Sometimes, standing in my own kitchen early in the morning before the sun has risen, with a boiling pot of hot water for my tea and the ticking of the kitchen clock for company, I remember dark, pre-dawn mornings from a long time ago. The milkman would be making his rounds on his cycle, calling out "haalu" once in a while, jataka gaadis would already be clip-clopping up and down the street, there would be the stray moped. From the kitchen, I would hear my mother and grandmother, their voices thick in the way voices are when you first wake up in the morning. They would be gossipping, catching up on all the news that had remained undelivered in the age before there were telephones in every home.

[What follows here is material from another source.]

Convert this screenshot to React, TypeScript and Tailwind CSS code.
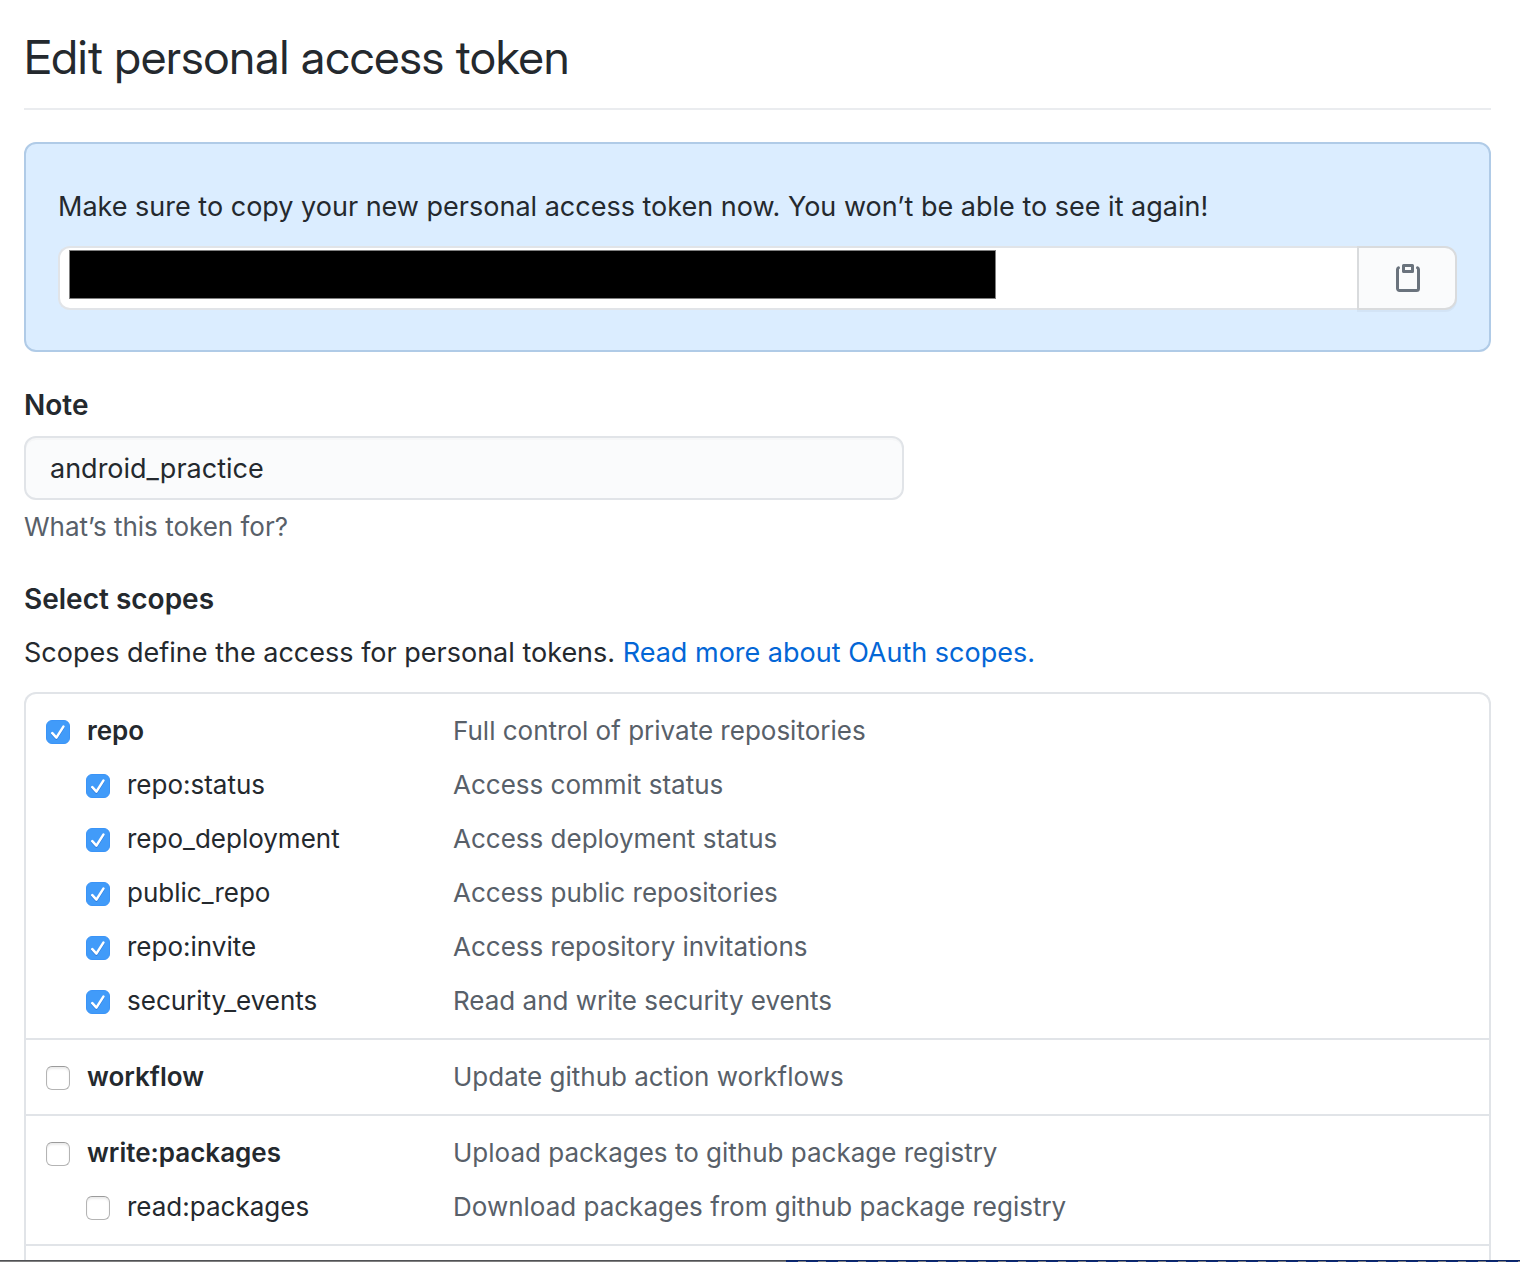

I can picture my grandmother sitting just inside the kitchen, probably making coffee in her small stove on the floor while my mother waited just outside, in the hall, giving her company without crowding the kitchen. My grandmother would talk in Telugu and my mother would respond in Kannada. Of her five kids, my mother was the only one she spoke to in Telugu, perhaps because that's what we (my parents and us two kids) spoke at home. Which is why I always called her Ajji but referred to her as Avva when I spoke about her with my parents or brother.

(If you diagrammed the languages spoken in my house and who spoke what to whom, it would produce an illustration akin to a bowl of spaghetti. More on that in another post. Updated to link to the languages post: One Family, Three (or Four) Languages, One Fine Legacy.)

When I think of her getting ready to go somewhere, the image in my mind is one of her with her butti, a basket woven out of plastic strings with four metal rivets at the bottom so they would not topple when set down on the floor. She would hang the two handles on her arm, pull the pallu of her sari around her shoulders, put her head down and be off.

I don't know if she was deeply religious or not, but festivals were a big deal in her house, especially the Gauri and Ganesha festivals and Dussera. And I do know that she believed very strongly in some things - such as her mangalasutra. I remember once a hook needed to be repaired and we went to the goldsmith. She took it off from around her neck very reluctantly but refused to let go. She held on to it tightly with her hands while the goldsmith did his job. And to watch my strong and strong-willed grandmother be so afraid was a revelation. As if for a fleeting second, I had been allowed a peek into her soul. Perhaps it was this memory that spurred me to take mine off a few days after I got married, afraid that as time wore on, I would invest it with powers that I knew it could not have.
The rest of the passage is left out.